AUTORES LEONESES
Como una zanja abierta en la mitad del corazón
Aunque no escribiera versos, el poeta nunca dejó de serlo. De La lluvia amarilla (1988), por ejemplo, brota un hondo aliento lírico. Sin embargo, ocho años antes de la novela, Llamazares había dejado prácticamente de escribir versos tras una cosecha de dos únicos libros: La lentitud de los bueyes (1979) y Memoria de la nieve (1982), que Hiperión venía reeditando en un solo volumen con una constancia pareja a la de los lectores fieles, entre los que me cuento. La misma editorial nos da ahora una especie de poesías completas hasta el momento, Versos y ortigas (Poesía 1973-2008) : a los dos libros casi míticos se agregan Los inicios , once composiciones primeras, entre 1973 y 1978, Retrato de bañista , tres poemas de 1983 que formarían parte de un poemario que «se quedó en el camino como tantas otras cosas de mi vida», y Las ortigas , dieciséis piezas compuestas entre 1984 y 2008, título, como el del libro, alusivo metafóricamente al huerto poético abandonado, pero en el que crecen espontáneamente estas plantas, estos poemas, pocos, pero «determinantes»: «No en vano considero que la poesía es, no sólo el género poético por excelencia, sino que debe sustentar y alimentar cualquier otro que se escriba», como Llamazares escribe en el prólogo.

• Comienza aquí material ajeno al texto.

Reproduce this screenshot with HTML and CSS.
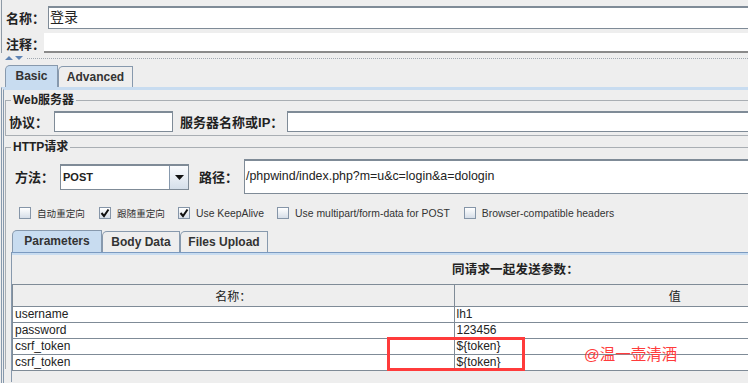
FILE: index.html
```html
<!DOCTYPE html>
<html lang="zh-CN">
<head>
    <meta charset="UTF-8">
    <title>HTTP请求</title>
    <link rel="stylesheet" href="styles.css">
</head>
<body>
    <div id="page">
        <div class="top">
            <div class="row name-row">
                <span class="lbl name-lbl">名称：</span>
                <div class="field">登录</div>
            </div>
            <div class="row comment-row">
                <span class="lbl comment-lbl">注释：</span>
                <div class="field blank"></div>
            </div>
        </div>
        <div class="splitter">
            <span class="tri up"></span>
            <span class="tri down"></span>
            <span class="dots"></span>
        </div>
        <div class="tabs outer">
            <div class="tab active">Basic</div>
            <div class="tab">Advanced</div>
        </div>
        <div class="panel">
            <fieldset class="group web">
                <legend>Web服务器</legend>
                <div class="line">
                    <span class="lbl">协议：</span>
                    <div class="box proto"></div>
                    <span class="lbl server-lbl">服务器名称或IP：</span>
                    <div class="box grow"></div>
                </div>
            </fieldset>
            <fieldset class="group http">
                <legend>HTTP请求</legend>
                <div class="line method-line">
                    <span class="lbl method-lbl">方法：</span>
                    <div class="combo">
                        <div class="combo-text">POST</div>
                        <div class="combo-btn">
                            <svg width="9" height="5" viewBox="0 0 9 5"><polygon points="0,0 9,0 4.5,5" fill="#111"/></svg>
                        </div>
                    </div>
                    <span class="lbl path-lbl">路径：</span>
                    <div class="box path">/phpwind/index.php?m=u&amp;c=login&amp;a=dologin</div>
                </div>
                <div class="checks">
                    <div class="check"><span class="cb"></span><span class="cjk">自动重定向</span></div>
                    <div class="check"><span class="cb on"><svg width="10" height="10" viewBox="0 0 10 10"><polyline points="1.5,5 4,8 8.5,1.5" fill="none" stroke="#111" stroke-width="2"/></svg></span><span class="cjk">跟随重定向</span></div>
                    <div class="check"><span class="cb on"><svg width="10" height="10" viewBox="0 0 10 10"><polyline points="1.5,5 4,8 8.5,1.5" fill="none" stroke="#111" stroke-width="2"/></svg></span><span>Use KeepAlive</span></div>
                    <div class="check"><span class="cb"></span><span>Use multipart/form-data for POST</span></div>
                    <div class="check"><span class="cb"></span><span>Browser-compatible headers</span></div>
                </div>
                <div class="tabs inner">
                    <div class="tab active params">Parameters</div>
                    <div class="tab body-tab">Body Data</div>
                    <div class="tab files-tab">Files Upload</div>
                </div>
                <div class="subpanel">
                    <div class="caption">同请求一起发送参数：</div>
                    <table class="params-table">
                        <thead>
                            <tr><th>名称：</th><th>值</th></tr>
                        </thead>
                        <tbody>
                            <tr><td>username</td><td>lh1</td></tr>
                            <tr><td>password</td><td>123456</td></tr>
                            <tr><td>csrf_token</td><td>${token}</td></tr>
                            <tr><td>csrf_token</td><td>${token}</td></tr>
                        </tbody>
                    </table>
                </div>
            </fieldset>
        </div>
        <div class="mark"></div>
        <div class="watermark">@温一壶清酒</div>
    </div>
</body>
</html>
```

FILE: styles.css
```css
html, body {
    margin: 0;
    padding: 0;
}
body {
    width: 748px;
    height: 383px;
    overflow: hidden;
    background-color: #eeeeee;
    font-family: "Liberation Sans", "Noto Sans CJK SC", sans-serif;
    font-size: 12px;
    color: #222;
}
#page {
    position: relative;
    width: 748px;
    height: 383px;
    overflow: hidden;
}
.top {
    margin-left: 1px;
    border-left: 1px solid #8e9aa6;
    height: 53px;
}
.row {
    display: flex;
    align-items: center;
}
.name-row {
    padding-top: 6px;
    height: 23px;
}
.comment-row {
    margin-top: 4px;
    height: 20px;
}
.lbl {
    font-weight: bold;
    font-size: 13px;
    white-space: nowrap;
    color: #222;
}
.name-lbl {
    width: 42px;
    padding-left: 4px;
}
.comment-lbl {
    width: 38px;
    padding-left: 4px;
}
.field {
    flex: 1;
    height: 100%;
    box-sizing: border-box;
    background-color: white;
    border: 1px solid #7f8b97;
    border-top: 2px solid #7f8b97;
    border-right: none;
    font-size: 14px;
    line-height: 19px;
    padding-left: 1px;
}
.field.blank {
    border: none;
    border-bottom: 2px solid #8a8a8a;
}
.splitter {
    display: flex;
    align-items: center;
    height: 10px;
    padding-left: 5px;
    gap: 2px;
}
.tri {
    width: 0;
    height: 0;
    border-left: 4px solid transparent;
    border-right: 4px solid transparent;
}
.tri.up {
    border-bottom: 4px solid #5f83b3;
}
.tri.down {
    border-top: 4px solid #5f83b3;
}
.dots {
    flex: 1;
    height: 0;
    border-top: 1px dotted #a0a8b0;
    margin-left: 2px;
    margin-top: 1px;
}
.tabs {
    display: flex;
    align-items: flex-end;
}
.tabs.outer {
    margin-top: 3px;
    padding-left: 5px;
    height: 21px;
}
.tab {
    box-sizing: border-box;
    height: 21px;
    border: 1px solid #8799ad;
    border-bottom: none;
    border-top-left-radius: 5px;
    font-weight: bold;
    font-size: 12px;
    line-height: 20px;
    text-align: center;
    color: #333;
    background-color: #eeeeee;
}
.tab.active {
    background-color: #c8dcf0;
    height: 22px;
}
.tabs.outer .tab {
    width: 53px;
}
.tabs.outer .tab + .tab {
    width: 75px;
}
.panel {
    margin-left: 1px;
    border-left: 3px double #8799ad;
    border-top: 3px solid #c8dcf0;
    padding-left: 1px;
    padding-top: 3px;
    height: 290px;
}
.group {
    margin: 0;
    padding: 0;
    border: 1px solid #a9aeb3;
    border-right: none;
    min-width: 0;
}
.group legend {
    margin-left: 5px;
    padding: 0 2px;
    font-weight: bold;
    font-size: 12px;
    line-height: 14px;
    color: #222;
}
.line {
    display: flex;
    align-items: center;
    padding-left: 3px;
}
.web .line {
    padding-top: 4px;
    padding-bottom: 3px;
    height: 21px;
}
.box {
    box-sizing: border-box;
    height: 21px;
    background-color: white;
    border: 1px solid #7f8b97;
    border-top: 2px solid #7f8b97;
}
.proto {
    width: 119px;
    margin-left: 6px;
}
.server-lbl {
    margin-left: 7px;
}
.grow {
    flex: 1;
    margin-left: 4px;
    border-right: none;
}
.http {
    margin-top: 4px;
    height: 228px;
    border-bottom: none;
}
.method-line {
    padding-top: 5px;
    height: 35px;
}
.method-lbl {
    margin-left: 6px;
}
.combo {
    display: flex;
    margin-left: 6px;
    width: 129px;
    height: 26px;
    box-sizing: border-box;
    border: 1px solid #7f8b97;
    border-top: 2px solid #7f8b97;
}
.combo-text {
    flex: 1;
    background-color: white;
    font-weight: bold;
    font-size: 11px;
    line-height: 22px;
    padding-left: 2px;
}
.combo-btn {
    width: 18px;
    display: flex;
    justify-content: center;
    align-items: center;
    border-left: 1px solid #8799ad;
    background: linear-gradient(#fbfcfe, #d5dfea);
}
.path-lbl {
    margin-left: 10px;
}
.path {
    flex: 1;
    height: 35px;
    margin-left: 6px;
    font-size: 12.4px;
    line-height: 31px;
    padding-left: 1px;
    color: #222;
    border-right: none;
}
.checks {
    display: flex;
    align-items: center;
    margin-top: 13px;
    margin-left: 13px;
    height: 12px;
    font-size: 10.4px;
    color: #333;
}
.check {
    display: flex;
    align-items: center;
    white-space: nowrap;
}
.check:nth-child(2) {
    margin-left: 14px;
}
.check:nth-child(3) {
    margin-left: 13px;
}
.check:nth-child(4) {
    margin-left: 13px;
}
.check:nth-child(5) {
    margin-left: 14px;
}
.cjk {
    font-size: 9.6px;
}
.cb {
    box-sizing: border-box;
    width: 12px;
    height: 12px;
    margin-right: 6px;
    border: 1px solid #8595a8;
    background: linear-gradient(#ffffff, #d6dee8);
    display: flex;
    justify-content: center;
    align-items: center;
}
.tabs.inner {
    margin-top: 11px;
    margin-left: 6px;
    height: 22px;
}
.params {
    width: 90px;
}
.body-tab {
    width: 78px;
}
.files-tab {
    width: 88px;
}
.subpanel {
    margin-left: 5px;
    border-left: 1px solid #8799ad;
    border-top: 1px solid #7b9ac0;
    box-shadow: inset 0 2px 0 #c8dcf0;
    padding-top: 9px;
    height: 120px;
}
.caption {
    font-weight: bold;
    font-size: 12.5px;
    line-height: 16px;
    padding-left: 440px;
    letter-spacing: 0.2px;
    color: #222;
}
.params-table {
    margin-top: 6px;
    width: 884px;
    border-collapse: collapse;
    font-size: 12px;
}
.params-table th {
    height: 21px;
    padding: 0;
    font-weight: normal;
    background-color: #eeeeee;
    border: 1px solid #7f8b97;
    text-align: center;
    color: #222;
    width: 50%;
}
.params-table td {
    height: 15px;
    padding: 0 2px;
    line-height: 15px;
    background-color: white;
    border: 1px solid #7f8b97;
    border-top: none;
    color: #222;
}
.mark {
    position: absolute;
    left: 387px;
    top: 337px;
    width: 138px;
    height: 34px;
    box-sizing: border-box;
    border: 3px solid #ff3b3b;
}
.watermark {
    position: absolute;
    left: 584px;
    top: 346px;
    font-size: 15.5px;
    line-height: 18px;
    color: #ff3b3b;
}
```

Alguien tildó a la poesía de Llamazares de «nueva épica» y el remoquete tuvo éxito; pero por más coral que sea, la palabra surge de las emociones de un sujeto que asume las voces de la memoria personal y colectiva ubicada en el Norte peninsular. Lirismo y lirismo pleno, al fin, con las características esenciales de brevedad, intensidad y sugerencia.
En Los inicios está ya prefigurado el Llamazares posterior, pero sin la solidez del poemario unitario y la asunción del oficio del bardo que canta lo perdido. Una ciudad cualquiera, un día cualquiera y un hombre o una mujer cualquiera con las ilusiones inundadas por el tedio provinciano; los hombres de una raza con «un hambre de siglos en la memoria», la evocación del padre, tan presente en la poesía de Llamazares, y de la guerra civil, aspectos generacionales, y entre ellos el homenaje devoto y melancólico de dos maestros, Machado y Juan Ramón Jiménez, y, en fin, el frío, el invierno, la soledad. Pero ¿cómo leer esta poesía sin el recuerdo sonoro de La lentitud de los bueyes y Memoria de la nieve , complementarios y únicos en la poesía española de primeros de los ochenta y en años posteriores? Una naturaleza de nieve, acebo, jara, retama, genciana, brezo y grosellas sirve de marco a la memoria reactivada por un bardo que se remonta en el tiempo hasta el origen, hasta la tradición de la lentitud como costumbre de unos antepasados, de «una raza de pastores» que el poeta evoca desde un presente que ha derivado aquel mundo heroico hacia el abandono, el silencio, la soledad, el olvido y la tristeza. La simbología rural sirve de expresión a un mundo secular del que el bardo moderno se siente heredero y cantor en versículos salmódicos imbuidos del ritmo de la lentitud que el poeta canta con el tono sentimental de la tristeza. Lo dicho conviene sobre todo a La lentitud de los bueyes . En Memoria de la nieve se acentúa el aspecto legendario («caminamos hacia el país de las leyendas») y la idea del bardo cantor de tiempos ancestrales, del paisaje de la memoria que no es otro que el de la nieve como símbolo, nieve calificada de «indestructible», entre otras cosas porque la memoria y la poesía la preservan. Memoria y tiempo son los ejes del libro: un tiempo tan lejano, heroico y legendario que sólo es posible evocar con una memoria imaginaria y creadora, poética, en suma. Pero el presente se impone al fin, y desde él «no hay allí liturgias milenarias», sino sólo «paisajes abrasados por el tiempo». De ahí la actitud del bardo, que se siente solo «en esta noche última, como un toro de nieve que brama a las estrellas».
Los poemas de Las ortigas , compuestos a lo largo de casi 25 años son por ello más diversos; tienden algunos a la brevedad extrema, a la instantánea, a la acuarela, si bien otros («Los pies de mis padres», «La casa cerrada» y alguno más) mantienen el tono y la actitud de los poemarios anteriores. En cualquier caso, la poesía no se ha ido, sigue habitando la casa del poeta.